The Four Ingredients for Success

Twenty years is a long time to be doing anything. Twenty years in which you are almost always the Numero Uno radio talk show personality in the world is an accomplishment of a different magnitude.

Today Rush Limbaugh celebrates 20 years of "The Rush Limbaugh Show." Rush is heard on 600 radio stations with an estimated weekly listening audience of nearly 20 million. His influence is amazing, matched only by his shrewdness in building a radio empire.

Rush Limbaugh

Rush is a committed pro-lifer. Anyone who listens to his program knows that. He stands up for his convictions on abortion, as he does for everything else. What follows is inspired by his pro-life convictions, and is not to be taken as commentary on the issues outside of National Right to Life's purview about which Rush takes positions.

I remember the occasion when Rush spoke at the National Right to Life Convention. He was funny, I mean really funny, and on display were the people skills and intellect that have made him the most well recognized voice in radio.

Greg Laurie wrote a piece earlier this week about Rush ("The secrets to Limbaugh's success") in which he offers four qualities that Laurie believes underlies Limbaugh's enormous ongoing success as a "master communicator." In addition to the aforementioned humor, Laurie cited Rush's passion, his ability to "makes the complex understandable" and Rush's steadfast commitment "to his beliefs, whether they are popular or not."

I thought about this at some length yesterday. Abortion hardly lends itself to a humorous or even a light treatment. This is literally life and death, a "decision" so devastating that its ripples extend throughout the poor child's family.

But it also true that to win over hearts we must be (in one of my favorite words) winsome. Scholar William Barclay once wrote that the original Greek word for winsome can be paraphrased as "that which brings forth love."

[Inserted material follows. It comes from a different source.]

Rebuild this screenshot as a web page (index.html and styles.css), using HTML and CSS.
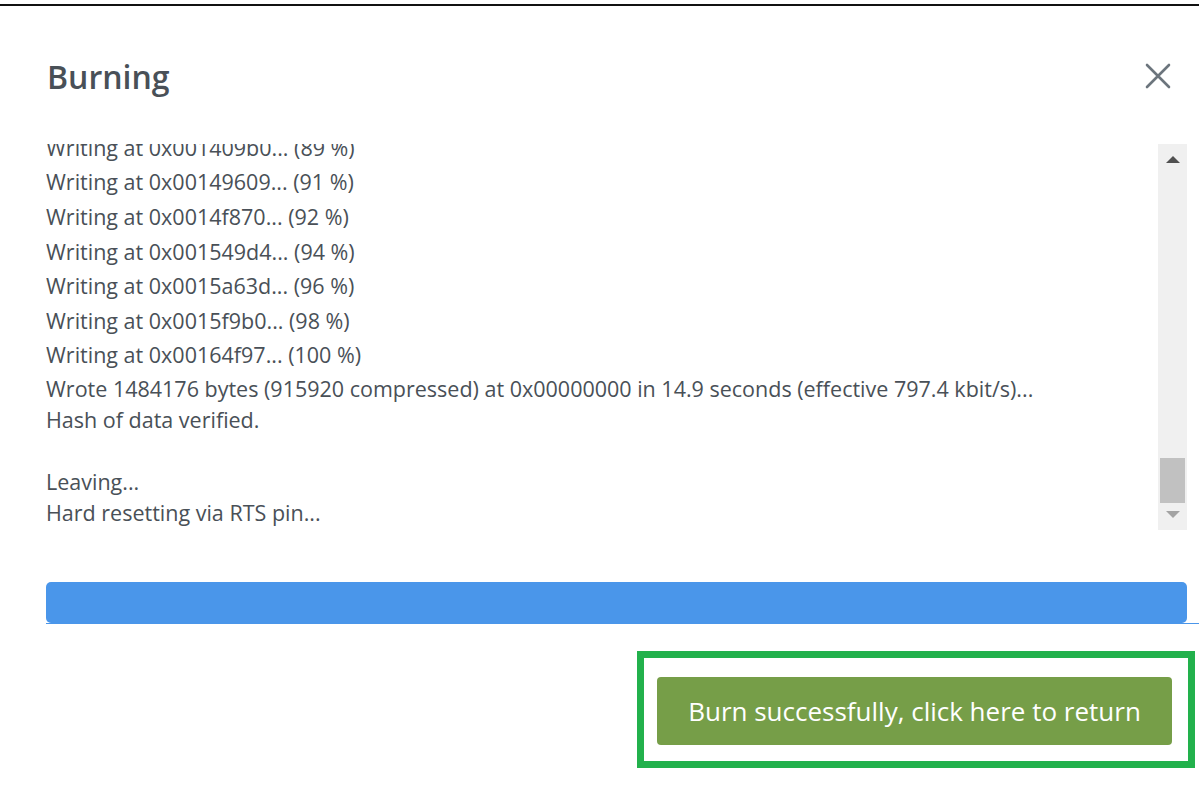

He wrote that by setting our minds on the lovely things--"kindness, sympathy, patience"-- we become winsome people "whose presence inspires feelings of love." That's who we want to be.

Passion? Pro-lifers have this by the truckload. Our only "problem" is funneling our passion in the most effective manner, the way that allows us to best channel our gifts.

How about making the complex understandable? The beauty of being a pro-lifer is that our case can be made in a way that appeals to the youngest child or to the oldest brainiac.

Likewise, we can advance the cause of unborn children with distinctly religious arguments or in language that even the most secular person will find persuasive. That is a real blessing.

Finally, stick-to-itiveness. Few qualities are more important, few qualities are more under-rated, than holding fast even when you and your opinions are under siege.

If truth is truth….

Then no matter how loudly pro-abortionists scream, no matter how many decibels their voice when they yell that abortion is "a woman's decision," it doesn't change the injustice of what has been done or the innocence of the party against whom this despicable action has been taken. You know that, I know that, which is why we can hang tough in season and out.

Congratulations to Rush for 20 years of unmatched success. Congratulations to all of you for modeling these four principles for successful persuasion long before the world heard of "El Rushbo."